Yes, the nation needs to act upon the outrageous sums being earned by fat-cat bankers who made millions even as they received bailouts.
Conversely, the nation needs to do something about the pole-cat citizenry who've figured out a means to game the system -- and thus the taxpayer -- in order to maintain a lifestyle with no responsibility.
Wage disparity and wealth inequality have long existed. So long as there was property to be traded, purchased and sold, some have earned more than others. Yet, do we help the situation when large facets of the population are being drained of their ambition, desensitized to the idea of personal achievement, under the banner of moral obligation?
The nation's poor, sick and indigent are unfairly treated when much of the funds raised by a progressive tax-and-transfer system go to those who don't need it.
What happens when a democratic republic's majority votes itself ever-increasing benefits at the cost of an exhausted and depleted minority?
The nation's founders would be uncomfortable with the government's centralization of moral obligation. With conferring all social responsibility to Federal administrators who have lost billions of dollars attempting to simply deliver the mail.
Nor are these failures all due to incompetence. Many of these issues are simply too complex to be handled by Federal bureaucracies lacking the accountability that accompanies a profit motive. Why is it that the U.S. Postal Service lost $16 billion last year, yet U.P.S. and FedEx earned billions?
Would the Duc De La Rochefoucauld-Liancourt even recognize today's United States? Would he stand upon her shores and, again, praise her energy and resourcefulness?

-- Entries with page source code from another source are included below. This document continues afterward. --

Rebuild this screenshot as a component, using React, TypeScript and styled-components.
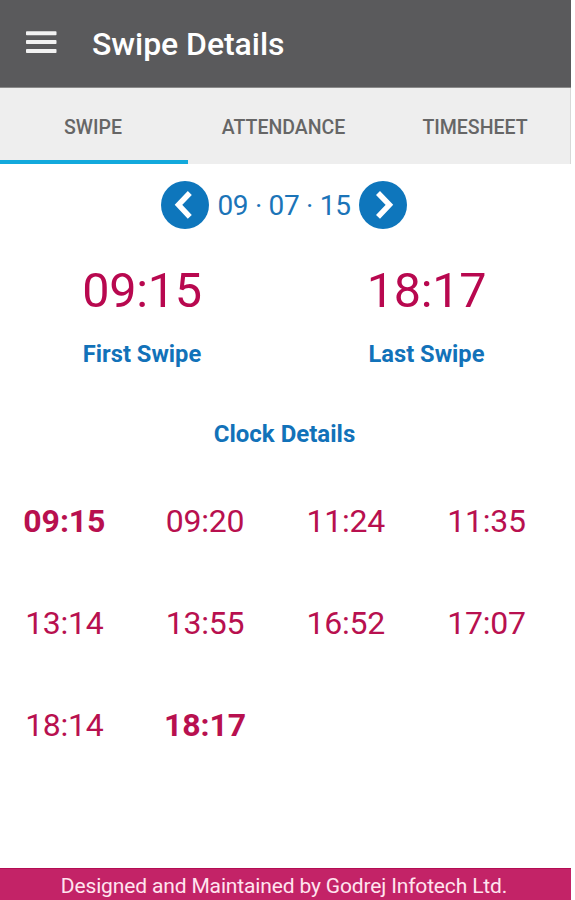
import React from 'react';
import styled, { createGlobalStyle } from 'styled-components';

const GlobalStyle = createGlobalStyle`
  * { box-sizing: border-box; }
  body { margin: 0; background: #fff; font-family: Roboto, sans-serif; }
`;

const Screen = styled.div`
  width: 571px;
  height: 900px;
  display: flex;
  flex-direction: column;
  background: #fff;
  overflow: hidden;
`;

const Header = styled.header`
  height: 88px;
  flex: none;
  display: flex;
  align-items: center;
  padding: 0 0 2px 26px;
  background: #5a5a5c;
  border-bottom: 1px solid #8a8a8a;
`;

const MenuButton = styled.button`
  width: 31px;
  height: 24px;
  padding: 0;
  border: 0;
  background: none;
  margin-right: 35px;
  svg { display: block; }
`;

const Title = styled.h1`
  margin: 3px 0 0;
  font-size: 32px;
  line-height: 38px;
  font-weight: 500;
  letter-spacing: -0.05px;
  color: #fff;
  white-space: nowrap;
`;

const Tabs = styled.nav`
  height: 76px;
  flex: none;
  display: grid;
  grid-template-columns: 188px 193px 190px;
  background: #eee;
  border-right: 1px solid #d8d8d8;
`;

const Tab = styled.button<{ $active?: boolean }>`
  border: 0;
  border-bottom: 4px solid ${(p) => (p.$active ? '#12a9dc' : 'transparent')};
  padding: 8px 2px 0 0;
  background: none;
  color: #666;
  font: 500 19.5px/22px Roboto, sans-serif;
  letter-spacing: -0.02px;
`;

const DateRow = styled.div`
  height: 82px;
  flex: none;
  display: flex;
  align-items: center;
  padding-left: 161px;
`;

const RoundButton = styled.button`
  width: 48px;
  height: 48px;
  padding: 0;
  border: 0;
  border-radius: 50%;
  background: #0e76bc;
  svg { display: block; }
`;

const DateText = styled.span`
  width: 150px;
  padding-top: 2px;
  text-align: center;
  font-size: 28px;
  letter-spacing: -0.3px;
  line-height: 34px;
  color: #1b74b8;
  white-space: nowrap;
`;

const Summary = styled.section`
  display: grid;
  grid-template-columns: 284px 285px;
  padding-top: 16px;
  height: 172px;
  flex: none;
`;

const SummaryItem = styled.div`
  display: flex;
  flex-direction: column;
  align-items: center;
`;

const BigTime = styled.div`
  font-size: 48.5px;
  letter-spacing: -0.3px;
  line-height: 58px;
  color: #b8084f;
`;

const Label = styled.div`
  margin-top: 19px;
  font-size: 23.7px;
  line-height: 30px;
  font-weight: 700;
  color: #1272b9;
  white-space: nowrap;
`;

const SectionTitle = styled.h2`
  margin: 0;
  width: 569px;
  flex: none;
  text-align: center;
  font-size: 24px;
  line-height: 32px;
  font-weight: 700;
  color: #1272b9;
`;

const Times = styled.div`
  display: grid;
  grid-template-columns: repeat(4, 140.7px);
  grid-auto-rows: 102px;
  margin: 20px 0 0 -6px;
`;

const Time = styled.div<{ $strong?: boolean }>`
  display: flex;
  align-items: center;
  justify-content: center;
  font-size: 32px;
  letter-spacing: ${(p) => (p.$strong ? '-0.1px' : '-0.25px')};
  font-weight: ${(p) => (p.$strong ? 700 : 400)};
  color: #b8104f;
`;

const Footer = styled.footer`
  margin-top: auto;
  height: 32px;
  flex: none;
  padding: 4px 3px 0 0;
  text-align: center;
  font-size: 21px;
  letter-spacing: -0.15px;
  line-height: 26px;
  color: #ffe4ef;
  background: #c32367;
  border-top: 1px solid #b40d53;
  white-space: nowrap;
`;

const swipes = ['09:15', '09:20', '11:24', '11:35', '13:14', '13:55', '16:52', '17:07', '18:14', '18:17'];

const Chevron = ({ d }: { d: string }) => (
  <svg width="48" height="48" viewBox="0 0 48 48" fill="none" stroke="#fff" strokeWidth="5.5">
    <path d={d} />
  </svg>
);

export default function App() {
  return (
    <>
      <GlobalStyle />
      <Screen>
        <Header>
          <MenuButton aria-label="Menu">
            <svg width="31" height="24" viewBox="0 0 31 24" fill="#f2f2f2">
              <rect y="0.2" width="30.5" height="4" rx="0.8" />
              <rect y="9.1" width="30.5" height="4" rx="0.8" />
              <rect y="18" width="30.5" height="4" rx="0.8" />
            </svg>
          </MenuButton>
          <Title>Swipe Details</Title>
        </Header>
        <Tabs>
          <Tab $active>SWIPE</Tab>
          <Tab>ATTENDANCE</Tab>
          <Tab>TIMESHEET</Tab>
        </Tabs>
        <DateRow>
          <RoundButton aria-label="Previous day"><Chevron d="M28.8 12 L17.5 23.8 L28.8 35.8" /></RoundButton>
          <DateText>09 · 07 · 15</DateText>
          <RoundButton aria-label="Next day"><Chevron d="M19 12 L30.4 23.8 L19 35.8" /></RoundButton>
        </DateRow>
        <Summary>
          <SummaryItem>
            <BigTime>09:15</BigTime>
            <Label>First Swipe</Label>
          </SummaryItem>
          <SummaryItem>
            <BigTime>18:17</BigTime>
            <Label>Last Swipe</Label>
          </SummaryItem>
        </Summary>
        <SectionTitle>Clock Details</SectionTitle>
        <Times>
          {swipes.map((t, i) => (
            <Time key={t} $strong={i === 0 || i === swipes.length - 1}>{t}</Time>
          ))}
        </Times>
        <Footer>Designed and Maintained by Godrej Infotech Ltd.</Footer>
      </Screen>
    </>
  );
}
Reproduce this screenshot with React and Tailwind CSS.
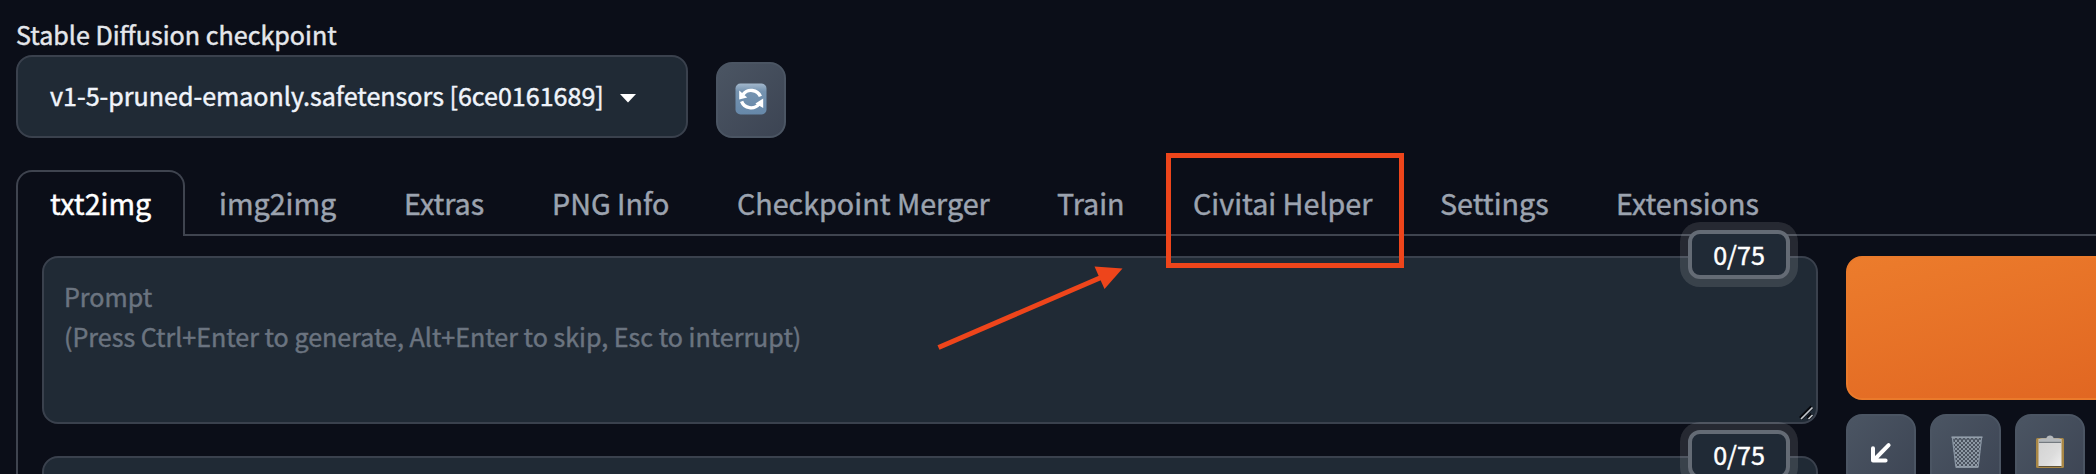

Or, might be respond as one might at a 30-year high school reunion when, upon seeing the one-time class valedictorian and football captain, one realizes that time has not been kind. That a once studious, effervescent young man has seen his better days.
Perhaps the nation's next iteration will be different, yet more evolved and equally spectacular.
Still, there can be no doubt to even the casual observer that an industrious, fledgling democratic republic has, in some respects, lost its religion.
Hopefully, it still maintains its faith.